Identify your two exit routes from your neighborhood. Many Cascade foothills communities, particularly those on Highway 2 east of Everett and the SR-203 corridor in the Snoqualmie Valley, have one primary road that follows a river. When that road floods, it closes. Look up the alternate route on a non-congested day and drive it once so you know it exists. Write it on an index card in the glovebox. Cell service in those corridors is inconsistent during weather events.
Set up a NOAA weather radio alert or the WA Emergency Alert app for your county. Wireless emergency alerts on your phone are late. By design, they fire when an event is imminent or occurring. A NOAA weather radio or the Washington emergency management app pushes watches and warnings earlier. For households near rivers, earlier is the only kind of warning that gives you time to act rather than react.

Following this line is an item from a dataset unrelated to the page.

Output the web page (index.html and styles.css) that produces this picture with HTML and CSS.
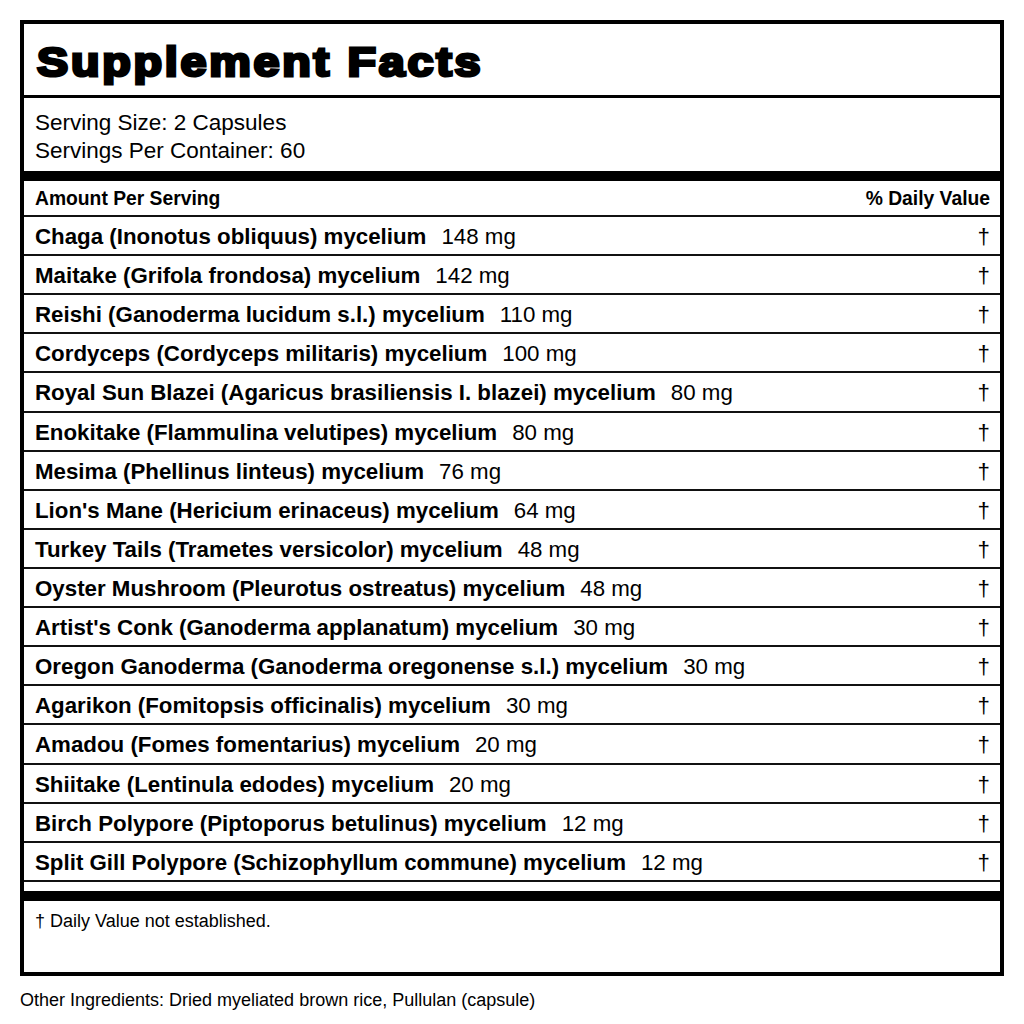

Know the difference between a watch and a warning before one is issued. A flash flood watch means conditions are favorable for rapid flooding in the next 12 to 48 hours. A warning means flooding is occurring or imminent. Most families treat both the same way: with delay. The watch is your action trigger, not the warning.
The bigger picture
New York's flooding problem and Washington's flooding problem share a cause even if they don't share geography: infrastructure and household behavior that assume weather is more predictable and slower-moving than it has become. The goal here is not to alarm anyone into buying a generator they don't need. It is to close a specific gap — the gap between knowing storms happen and having a five-minute plan that doesn't require cell service to execute.
Durable households are not the ones with the most gear. They're the ones where two adults can have a 90-second conversation about what to do if water starts rising, and then actually do it.